Certainly, a politics of personal responsibility, that expects individuals to make virtuous lifestyle choices, cannot make a significant difference to global warming. It is like the silly Tory jibe of the 1980s: “If you’re such a socialist, why don’t you volunteer to pay extra income tax?” Because it won’t make enough of a difference unless everyone is made to do it. In the case of global warming, it is even harder to mobilize for a collective end: It requires everyone around the world to burn less fuel. That requires a global system of quotas which can be bought and sold, or coordinated tax policies around the world. That is much more difficult than sticking rude posters on parked 4x4s.

How much easier just to blame it all on Bush, and then on Blair for being his poodle. Yet how obviously inadequate. Hence the weird ambivalence toward Blair of Green pressure groups, torn between admiring his courage and sneering at his Realpolitik toward America. Whenever he said “climate change, is, long term, the single biggest issue that we face,” they hailed him as a visionary. Whenever he pointed out that the biggest polluters were not even part of the Kyoto process and that effective action would have to include the US, he was accused of betraying Kyoto.
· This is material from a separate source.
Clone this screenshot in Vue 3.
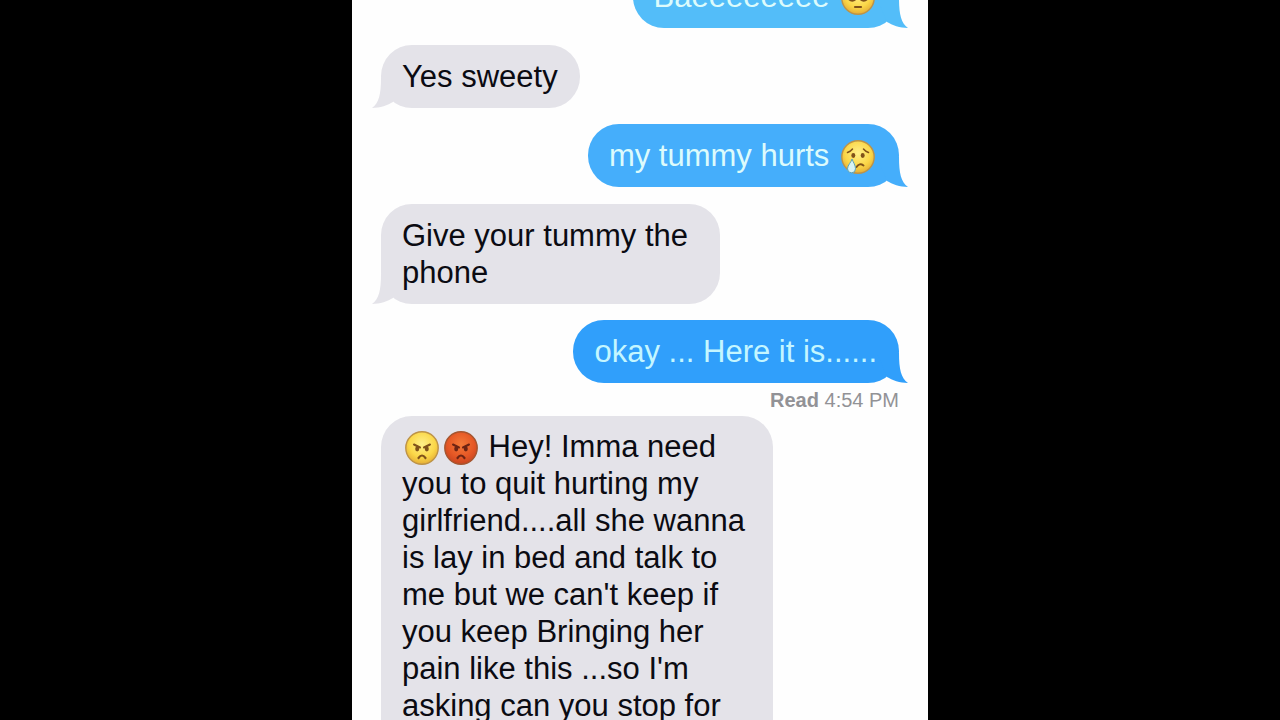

Now Blair has kept the Kyoto show on the road — even though the Kyoto targets are not going to be met by most of the “virtuous” countries of the world. He has helped to secure an agreement that extends the timescale of Kyoto, and a separate agreement which includes the US, China and India.

Margaret Beckett was entitled to be carried away by the euphoria of the breakthrough. But now serious Greens are going to have to decide whether to engage or just moralize.